The problem however: HBM is sold out through 2026 across all major suppliers. SK Hynix has stated its HBM capacity has been selling out since 2023, and expects supply to remain constrained versus demand until 2027 as production ramps. DRAM contract pricing surged nearly 172% year over year as of Q3 2025 because HBM production gobbles up fab and packaging capacity that would otherwise serve conventional DRAM.

It's an "AI eats everything" dynamic: the entire memory supply chain is being reprioritized toward AI, and everyone else (PCs, smartphones, gaming) gets whatever's left over.

Who controls this bottleneck

SK Hynix (000660)
Samsung (005930)
Micron (MU)

The HBM market is projected to reach $100 billion by 2028, up from roughly $35 billion in 2025, a ~40% compound annual growth rate. Some forecasts suggest the 2028 HBM market will surpass the entire DRAM market of 2024.

Bottleneck 2: Networks and optics

Marvell: "The primary bottleneck in AI data center infrastructure has shifted from compute to connectivity."

Modern AI training runs on clusters of thousands of GPUs that must communicate constantly.
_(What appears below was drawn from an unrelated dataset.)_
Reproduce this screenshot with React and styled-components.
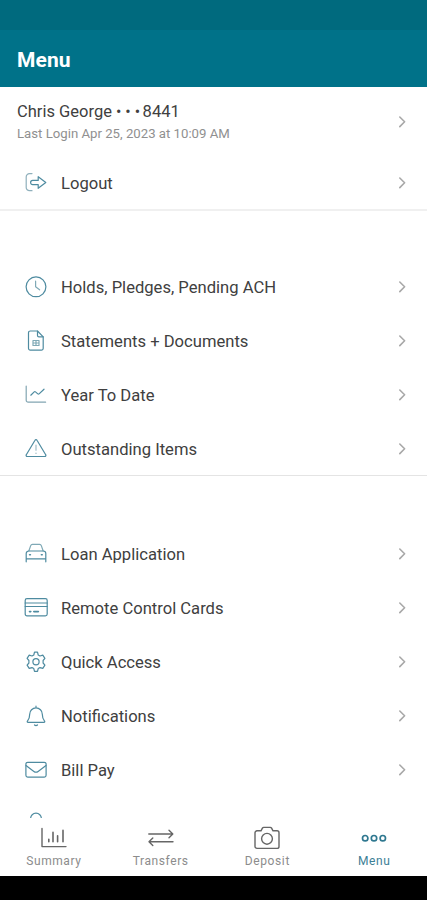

Traditional copper cables are starting to hit their physical limits. They can't push enough data over the required distances, and they generate too much heat. In their Q1 2026 earnings, TSMC highlights that copper do remain the preferred interconnect for scale-up networking due to lower latency, lower power, and lower cost but optical is acknowledged as the standard for scale-out networking.

The industry is slowly starting to switch to optical interconnects, using light instead of electricity to move data between chips and racks. Copper does remain the go-to solution for inside-the-rack data transfer, with optics for data transfer outside the rack. In short: longer distances = optical, shorted distances = copper.

McKinsey expects 800G transceiver production to fall 40–60% short of demand through 2027, and next-generation 1.6T transceivers to be 30–40% short through 2029.